--- begin ---
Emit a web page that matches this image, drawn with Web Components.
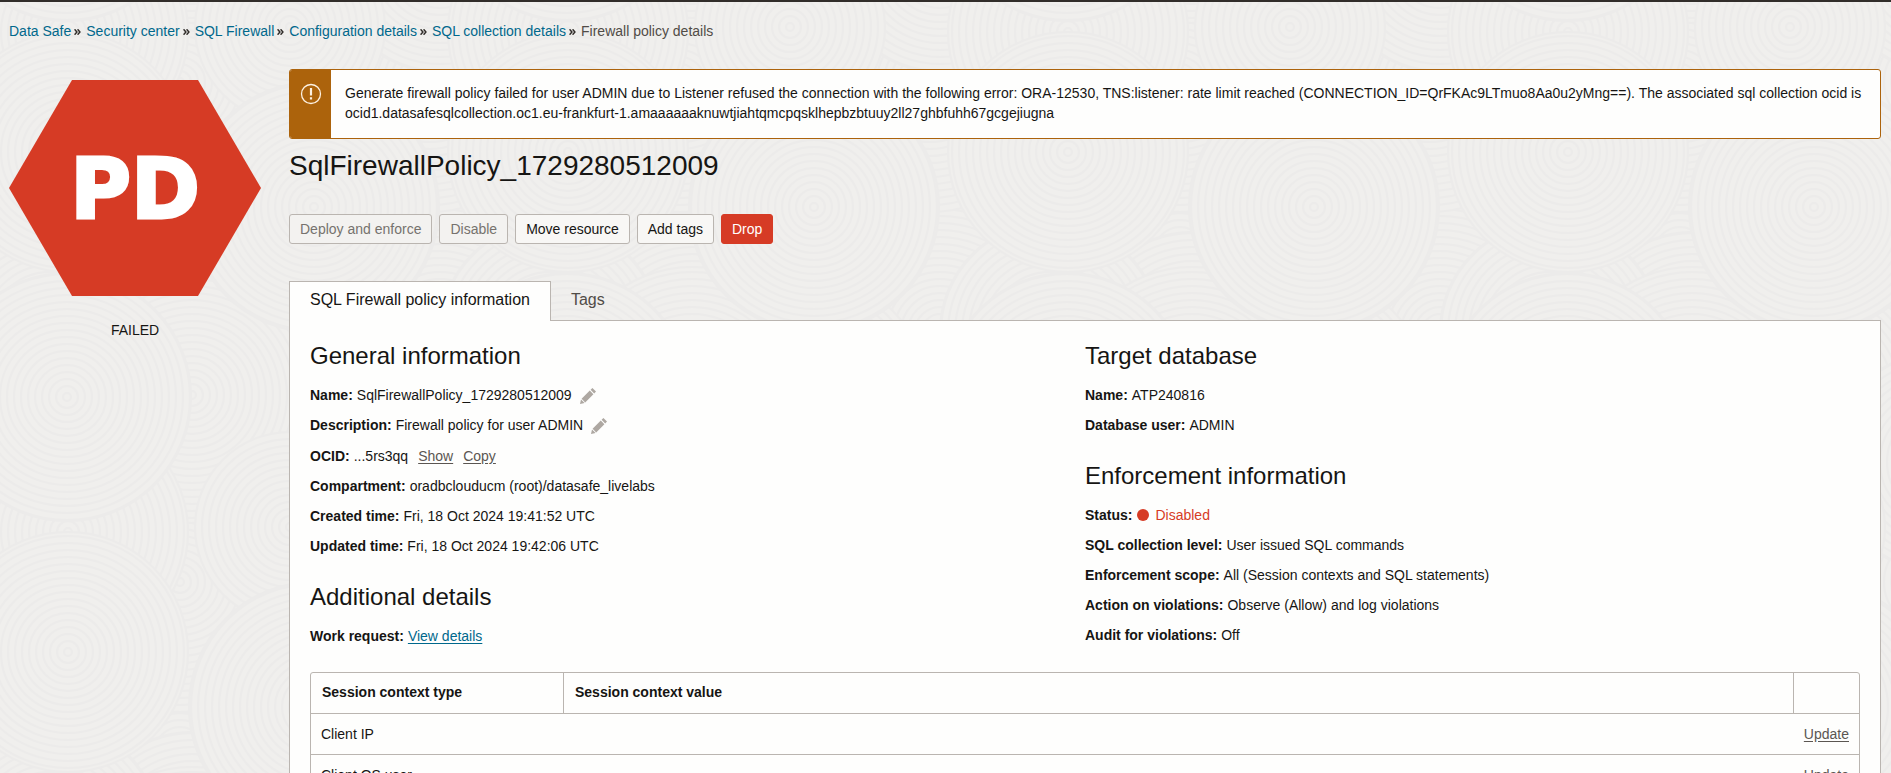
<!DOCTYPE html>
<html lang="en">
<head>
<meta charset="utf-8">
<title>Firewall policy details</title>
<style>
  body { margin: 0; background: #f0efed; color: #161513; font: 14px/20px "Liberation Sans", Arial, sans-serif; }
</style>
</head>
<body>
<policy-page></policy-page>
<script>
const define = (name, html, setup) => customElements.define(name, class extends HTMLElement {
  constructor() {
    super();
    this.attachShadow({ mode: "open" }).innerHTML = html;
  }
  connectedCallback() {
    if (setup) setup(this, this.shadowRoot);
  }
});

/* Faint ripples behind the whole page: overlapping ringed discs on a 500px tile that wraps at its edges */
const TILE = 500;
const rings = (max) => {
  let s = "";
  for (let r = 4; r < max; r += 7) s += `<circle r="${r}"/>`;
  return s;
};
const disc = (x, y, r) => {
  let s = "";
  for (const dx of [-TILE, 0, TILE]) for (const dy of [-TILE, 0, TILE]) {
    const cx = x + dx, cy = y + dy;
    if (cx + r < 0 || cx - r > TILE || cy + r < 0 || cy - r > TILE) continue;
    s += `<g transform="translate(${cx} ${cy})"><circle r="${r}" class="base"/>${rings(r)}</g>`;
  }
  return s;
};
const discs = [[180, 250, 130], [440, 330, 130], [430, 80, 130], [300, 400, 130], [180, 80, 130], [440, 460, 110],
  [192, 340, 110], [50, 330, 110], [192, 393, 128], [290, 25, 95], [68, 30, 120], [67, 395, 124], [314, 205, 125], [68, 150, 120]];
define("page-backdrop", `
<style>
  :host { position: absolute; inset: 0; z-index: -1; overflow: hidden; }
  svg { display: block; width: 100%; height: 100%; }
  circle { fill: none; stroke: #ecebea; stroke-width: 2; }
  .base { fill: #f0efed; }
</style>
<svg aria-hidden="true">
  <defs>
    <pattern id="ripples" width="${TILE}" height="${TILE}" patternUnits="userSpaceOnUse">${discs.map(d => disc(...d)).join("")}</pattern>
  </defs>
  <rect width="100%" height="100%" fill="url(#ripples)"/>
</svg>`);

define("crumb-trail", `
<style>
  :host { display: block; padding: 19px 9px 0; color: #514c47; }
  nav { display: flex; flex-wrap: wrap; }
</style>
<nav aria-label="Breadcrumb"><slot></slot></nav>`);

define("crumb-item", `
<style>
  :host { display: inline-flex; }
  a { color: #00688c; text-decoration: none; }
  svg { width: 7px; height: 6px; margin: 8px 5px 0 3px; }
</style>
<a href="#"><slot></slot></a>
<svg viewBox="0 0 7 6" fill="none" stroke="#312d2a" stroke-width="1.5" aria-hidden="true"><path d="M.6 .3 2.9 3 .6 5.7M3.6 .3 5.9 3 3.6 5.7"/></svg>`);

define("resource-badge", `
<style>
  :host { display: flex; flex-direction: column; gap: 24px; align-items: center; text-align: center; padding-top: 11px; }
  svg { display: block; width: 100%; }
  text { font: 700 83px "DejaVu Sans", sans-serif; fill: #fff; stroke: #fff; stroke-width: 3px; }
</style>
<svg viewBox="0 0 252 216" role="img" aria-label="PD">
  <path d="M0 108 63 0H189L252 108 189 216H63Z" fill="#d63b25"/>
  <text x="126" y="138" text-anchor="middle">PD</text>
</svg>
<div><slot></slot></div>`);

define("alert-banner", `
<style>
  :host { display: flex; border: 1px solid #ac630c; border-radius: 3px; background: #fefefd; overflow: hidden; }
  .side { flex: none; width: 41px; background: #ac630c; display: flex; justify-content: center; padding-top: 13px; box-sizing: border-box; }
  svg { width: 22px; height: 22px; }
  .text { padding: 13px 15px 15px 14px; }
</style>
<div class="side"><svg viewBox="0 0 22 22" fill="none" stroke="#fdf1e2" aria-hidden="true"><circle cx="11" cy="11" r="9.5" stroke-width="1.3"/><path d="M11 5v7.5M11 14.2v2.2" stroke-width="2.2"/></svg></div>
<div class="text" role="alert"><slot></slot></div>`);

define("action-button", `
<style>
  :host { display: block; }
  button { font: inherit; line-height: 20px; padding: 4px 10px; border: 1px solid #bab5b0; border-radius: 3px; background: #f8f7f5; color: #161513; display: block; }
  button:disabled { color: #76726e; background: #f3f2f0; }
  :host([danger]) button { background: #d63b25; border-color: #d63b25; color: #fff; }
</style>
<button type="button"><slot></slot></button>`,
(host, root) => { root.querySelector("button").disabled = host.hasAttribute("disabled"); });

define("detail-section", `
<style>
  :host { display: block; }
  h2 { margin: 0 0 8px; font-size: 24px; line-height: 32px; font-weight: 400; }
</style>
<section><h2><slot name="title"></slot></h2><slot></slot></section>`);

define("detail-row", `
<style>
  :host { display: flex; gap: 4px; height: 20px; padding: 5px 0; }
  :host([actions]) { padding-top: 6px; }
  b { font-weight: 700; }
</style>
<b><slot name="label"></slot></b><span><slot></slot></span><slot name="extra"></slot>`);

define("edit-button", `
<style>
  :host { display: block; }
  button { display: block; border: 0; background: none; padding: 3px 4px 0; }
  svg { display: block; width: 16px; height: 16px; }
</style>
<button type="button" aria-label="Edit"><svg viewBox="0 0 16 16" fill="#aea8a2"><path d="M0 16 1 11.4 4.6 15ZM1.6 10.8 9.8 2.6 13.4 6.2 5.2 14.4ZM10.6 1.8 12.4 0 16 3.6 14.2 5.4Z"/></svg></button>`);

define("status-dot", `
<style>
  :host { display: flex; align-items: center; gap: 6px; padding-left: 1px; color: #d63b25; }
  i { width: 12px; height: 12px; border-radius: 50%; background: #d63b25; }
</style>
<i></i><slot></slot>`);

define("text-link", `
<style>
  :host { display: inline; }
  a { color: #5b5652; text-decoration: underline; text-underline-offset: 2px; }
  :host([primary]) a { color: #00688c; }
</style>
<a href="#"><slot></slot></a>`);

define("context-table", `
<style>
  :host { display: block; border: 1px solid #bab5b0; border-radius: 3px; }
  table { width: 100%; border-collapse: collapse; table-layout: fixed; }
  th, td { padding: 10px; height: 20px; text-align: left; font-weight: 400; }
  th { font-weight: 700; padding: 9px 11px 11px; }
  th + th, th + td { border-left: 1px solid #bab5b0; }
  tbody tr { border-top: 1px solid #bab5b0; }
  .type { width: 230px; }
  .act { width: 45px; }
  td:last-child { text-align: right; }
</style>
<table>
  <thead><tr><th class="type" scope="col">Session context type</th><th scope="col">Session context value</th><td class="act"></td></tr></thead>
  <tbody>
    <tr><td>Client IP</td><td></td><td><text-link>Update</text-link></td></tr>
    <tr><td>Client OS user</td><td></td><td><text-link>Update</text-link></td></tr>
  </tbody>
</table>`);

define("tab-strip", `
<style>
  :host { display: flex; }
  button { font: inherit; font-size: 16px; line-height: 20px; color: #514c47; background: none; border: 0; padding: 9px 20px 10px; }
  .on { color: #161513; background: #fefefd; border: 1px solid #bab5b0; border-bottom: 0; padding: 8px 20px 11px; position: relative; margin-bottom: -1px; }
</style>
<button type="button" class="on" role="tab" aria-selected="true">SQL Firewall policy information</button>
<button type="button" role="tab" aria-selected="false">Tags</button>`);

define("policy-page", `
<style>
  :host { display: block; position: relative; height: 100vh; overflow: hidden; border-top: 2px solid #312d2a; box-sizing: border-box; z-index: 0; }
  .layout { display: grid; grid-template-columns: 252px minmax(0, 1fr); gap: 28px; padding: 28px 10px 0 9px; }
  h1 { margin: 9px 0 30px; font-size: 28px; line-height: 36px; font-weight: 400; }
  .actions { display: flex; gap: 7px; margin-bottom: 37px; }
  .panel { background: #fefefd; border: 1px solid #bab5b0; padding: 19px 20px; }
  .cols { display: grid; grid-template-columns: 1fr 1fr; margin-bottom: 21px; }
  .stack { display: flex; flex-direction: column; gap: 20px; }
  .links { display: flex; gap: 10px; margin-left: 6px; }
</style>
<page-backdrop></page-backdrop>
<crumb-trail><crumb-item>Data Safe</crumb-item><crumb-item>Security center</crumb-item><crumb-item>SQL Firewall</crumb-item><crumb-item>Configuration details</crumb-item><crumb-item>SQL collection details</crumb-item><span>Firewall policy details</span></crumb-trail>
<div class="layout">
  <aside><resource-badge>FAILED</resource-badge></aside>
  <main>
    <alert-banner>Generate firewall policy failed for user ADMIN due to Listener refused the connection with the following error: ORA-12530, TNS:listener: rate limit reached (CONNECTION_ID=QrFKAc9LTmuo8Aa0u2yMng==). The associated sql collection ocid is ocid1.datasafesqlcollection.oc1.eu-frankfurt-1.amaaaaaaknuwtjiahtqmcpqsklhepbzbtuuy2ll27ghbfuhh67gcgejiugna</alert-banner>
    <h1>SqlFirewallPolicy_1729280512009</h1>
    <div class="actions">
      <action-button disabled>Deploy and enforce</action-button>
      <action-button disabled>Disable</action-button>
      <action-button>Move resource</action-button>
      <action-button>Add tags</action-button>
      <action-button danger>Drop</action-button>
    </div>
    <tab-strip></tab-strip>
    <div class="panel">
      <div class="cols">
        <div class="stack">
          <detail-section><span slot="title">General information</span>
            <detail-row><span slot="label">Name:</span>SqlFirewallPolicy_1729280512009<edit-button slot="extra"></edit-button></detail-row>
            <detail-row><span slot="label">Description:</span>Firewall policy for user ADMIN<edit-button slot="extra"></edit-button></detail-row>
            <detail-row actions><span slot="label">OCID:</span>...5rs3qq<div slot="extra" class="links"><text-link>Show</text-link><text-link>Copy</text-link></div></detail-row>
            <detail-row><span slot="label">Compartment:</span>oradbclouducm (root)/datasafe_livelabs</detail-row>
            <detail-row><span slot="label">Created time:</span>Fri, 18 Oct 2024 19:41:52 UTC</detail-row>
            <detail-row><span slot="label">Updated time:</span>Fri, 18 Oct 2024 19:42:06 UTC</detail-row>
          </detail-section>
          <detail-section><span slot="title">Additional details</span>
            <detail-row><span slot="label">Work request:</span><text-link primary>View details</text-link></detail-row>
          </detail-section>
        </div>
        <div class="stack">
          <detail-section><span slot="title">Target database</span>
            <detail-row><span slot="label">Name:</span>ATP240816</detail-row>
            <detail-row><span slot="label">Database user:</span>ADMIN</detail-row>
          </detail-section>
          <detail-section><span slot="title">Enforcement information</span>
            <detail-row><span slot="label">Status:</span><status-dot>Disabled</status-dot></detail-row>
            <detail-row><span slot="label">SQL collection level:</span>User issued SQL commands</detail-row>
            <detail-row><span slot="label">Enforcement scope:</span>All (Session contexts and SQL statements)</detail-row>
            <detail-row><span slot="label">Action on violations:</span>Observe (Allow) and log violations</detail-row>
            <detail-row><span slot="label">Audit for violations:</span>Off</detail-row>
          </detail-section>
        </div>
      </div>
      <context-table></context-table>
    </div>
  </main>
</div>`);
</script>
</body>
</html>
--- end ---
--- begin ---
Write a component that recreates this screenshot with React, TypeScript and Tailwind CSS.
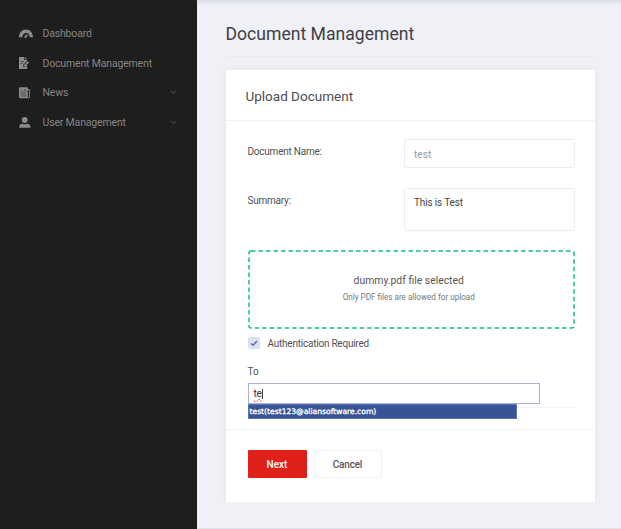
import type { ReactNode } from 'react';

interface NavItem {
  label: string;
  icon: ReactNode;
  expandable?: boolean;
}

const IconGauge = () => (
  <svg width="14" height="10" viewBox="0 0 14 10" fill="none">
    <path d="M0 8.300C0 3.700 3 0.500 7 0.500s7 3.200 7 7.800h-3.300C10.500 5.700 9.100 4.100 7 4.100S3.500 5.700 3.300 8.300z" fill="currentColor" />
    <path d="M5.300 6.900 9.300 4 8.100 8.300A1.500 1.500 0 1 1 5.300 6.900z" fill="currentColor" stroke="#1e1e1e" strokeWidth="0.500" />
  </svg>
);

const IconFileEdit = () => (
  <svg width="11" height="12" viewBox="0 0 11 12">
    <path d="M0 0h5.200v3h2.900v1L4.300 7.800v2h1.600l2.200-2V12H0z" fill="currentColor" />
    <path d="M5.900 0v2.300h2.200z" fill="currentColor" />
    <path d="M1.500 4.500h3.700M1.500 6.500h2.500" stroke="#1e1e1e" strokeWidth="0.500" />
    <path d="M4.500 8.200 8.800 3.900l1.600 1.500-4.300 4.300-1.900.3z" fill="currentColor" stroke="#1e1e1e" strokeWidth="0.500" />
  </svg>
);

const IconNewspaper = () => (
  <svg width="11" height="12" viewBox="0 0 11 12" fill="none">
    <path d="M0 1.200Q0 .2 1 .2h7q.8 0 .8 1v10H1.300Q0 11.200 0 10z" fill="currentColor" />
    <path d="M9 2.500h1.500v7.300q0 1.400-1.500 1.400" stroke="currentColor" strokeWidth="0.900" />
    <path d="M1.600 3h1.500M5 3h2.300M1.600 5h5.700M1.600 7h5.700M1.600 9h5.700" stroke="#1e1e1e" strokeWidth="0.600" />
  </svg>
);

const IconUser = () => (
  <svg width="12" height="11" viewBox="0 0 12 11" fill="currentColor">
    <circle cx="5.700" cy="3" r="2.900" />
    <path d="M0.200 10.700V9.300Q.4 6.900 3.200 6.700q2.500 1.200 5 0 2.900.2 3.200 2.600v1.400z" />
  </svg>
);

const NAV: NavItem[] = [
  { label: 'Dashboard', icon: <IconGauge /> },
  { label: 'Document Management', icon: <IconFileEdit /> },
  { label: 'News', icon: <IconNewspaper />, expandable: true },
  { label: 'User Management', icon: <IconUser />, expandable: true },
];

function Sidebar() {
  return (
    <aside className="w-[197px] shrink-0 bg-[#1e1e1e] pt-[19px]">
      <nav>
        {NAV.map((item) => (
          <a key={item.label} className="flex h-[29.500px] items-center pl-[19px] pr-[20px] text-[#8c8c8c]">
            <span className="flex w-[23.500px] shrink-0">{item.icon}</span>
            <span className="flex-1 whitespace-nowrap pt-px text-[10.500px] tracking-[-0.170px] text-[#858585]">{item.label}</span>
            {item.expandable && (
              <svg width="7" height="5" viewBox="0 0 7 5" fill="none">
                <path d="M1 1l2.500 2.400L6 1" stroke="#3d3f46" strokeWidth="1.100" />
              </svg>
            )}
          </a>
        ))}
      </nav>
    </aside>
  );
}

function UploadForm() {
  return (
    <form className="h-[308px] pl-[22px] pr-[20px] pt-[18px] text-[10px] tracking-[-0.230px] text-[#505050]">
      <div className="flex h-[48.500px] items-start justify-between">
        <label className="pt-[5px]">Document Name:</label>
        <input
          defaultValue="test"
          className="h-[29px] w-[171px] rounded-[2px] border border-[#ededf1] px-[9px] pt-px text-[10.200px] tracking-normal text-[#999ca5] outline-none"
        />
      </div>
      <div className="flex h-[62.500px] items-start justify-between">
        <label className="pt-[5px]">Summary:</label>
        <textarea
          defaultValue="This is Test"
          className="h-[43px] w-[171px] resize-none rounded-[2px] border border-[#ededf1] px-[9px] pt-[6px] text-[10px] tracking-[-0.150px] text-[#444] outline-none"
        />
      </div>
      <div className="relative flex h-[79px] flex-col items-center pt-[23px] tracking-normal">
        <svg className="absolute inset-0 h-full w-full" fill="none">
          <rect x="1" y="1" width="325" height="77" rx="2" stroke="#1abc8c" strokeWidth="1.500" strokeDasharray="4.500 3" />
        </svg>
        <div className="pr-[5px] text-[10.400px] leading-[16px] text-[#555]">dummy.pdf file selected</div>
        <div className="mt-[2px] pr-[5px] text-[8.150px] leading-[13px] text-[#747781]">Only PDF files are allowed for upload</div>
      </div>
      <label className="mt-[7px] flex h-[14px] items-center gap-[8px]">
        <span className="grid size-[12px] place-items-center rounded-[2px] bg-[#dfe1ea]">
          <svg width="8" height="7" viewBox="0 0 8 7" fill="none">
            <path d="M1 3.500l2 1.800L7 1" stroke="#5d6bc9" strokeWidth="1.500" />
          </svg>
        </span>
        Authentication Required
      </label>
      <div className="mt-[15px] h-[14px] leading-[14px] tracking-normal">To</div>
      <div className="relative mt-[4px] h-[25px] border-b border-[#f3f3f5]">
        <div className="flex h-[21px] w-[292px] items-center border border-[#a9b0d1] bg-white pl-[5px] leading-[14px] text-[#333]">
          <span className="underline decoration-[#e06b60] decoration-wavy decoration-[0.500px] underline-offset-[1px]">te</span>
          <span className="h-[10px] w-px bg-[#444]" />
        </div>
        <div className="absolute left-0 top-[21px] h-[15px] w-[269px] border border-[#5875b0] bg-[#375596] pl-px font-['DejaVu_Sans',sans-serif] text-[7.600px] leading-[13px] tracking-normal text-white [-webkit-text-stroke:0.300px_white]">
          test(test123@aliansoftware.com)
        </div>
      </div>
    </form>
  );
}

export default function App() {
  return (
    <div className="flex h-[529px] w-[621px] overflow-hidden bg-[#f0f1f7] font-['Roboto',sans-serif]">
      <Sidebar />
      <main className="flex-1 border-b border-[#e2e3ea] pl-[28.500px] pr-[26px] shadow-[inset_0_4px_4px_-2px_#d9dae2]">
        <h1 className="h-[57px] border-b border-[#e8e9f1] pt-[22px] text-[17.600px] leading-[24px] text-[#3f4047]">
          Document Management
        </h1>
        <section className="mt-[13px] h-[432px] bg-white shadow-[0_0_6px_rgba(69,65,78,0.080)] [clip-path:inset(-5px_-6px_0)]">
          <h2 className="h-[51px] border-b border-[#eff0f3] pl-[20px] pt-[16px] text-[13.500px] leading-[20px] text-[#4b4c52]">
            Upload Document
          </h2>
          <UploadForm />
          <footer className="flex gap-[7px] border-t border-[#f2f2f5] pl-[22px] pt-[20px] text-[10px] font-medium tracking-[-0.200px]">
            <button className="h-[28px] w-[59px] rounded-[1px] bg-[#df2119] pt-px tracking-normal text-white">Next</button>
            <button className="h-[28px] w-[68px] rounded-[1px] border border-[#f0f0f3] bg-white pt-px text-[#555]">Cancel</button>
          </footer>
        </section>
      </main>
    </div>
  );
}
--- end ---
What the task asks. Read the lines above. Gather those in which the string "that" is found.

Answer to this problem.
Emit a web page that matches this image, drawn with Web Components.
/* Faint ripples behind the whole page: overlapping ringed discs on a 500px tile that wraps at its edges */
Write a component that recreates this screenshot with React, TypeScript and Tailwind CSS.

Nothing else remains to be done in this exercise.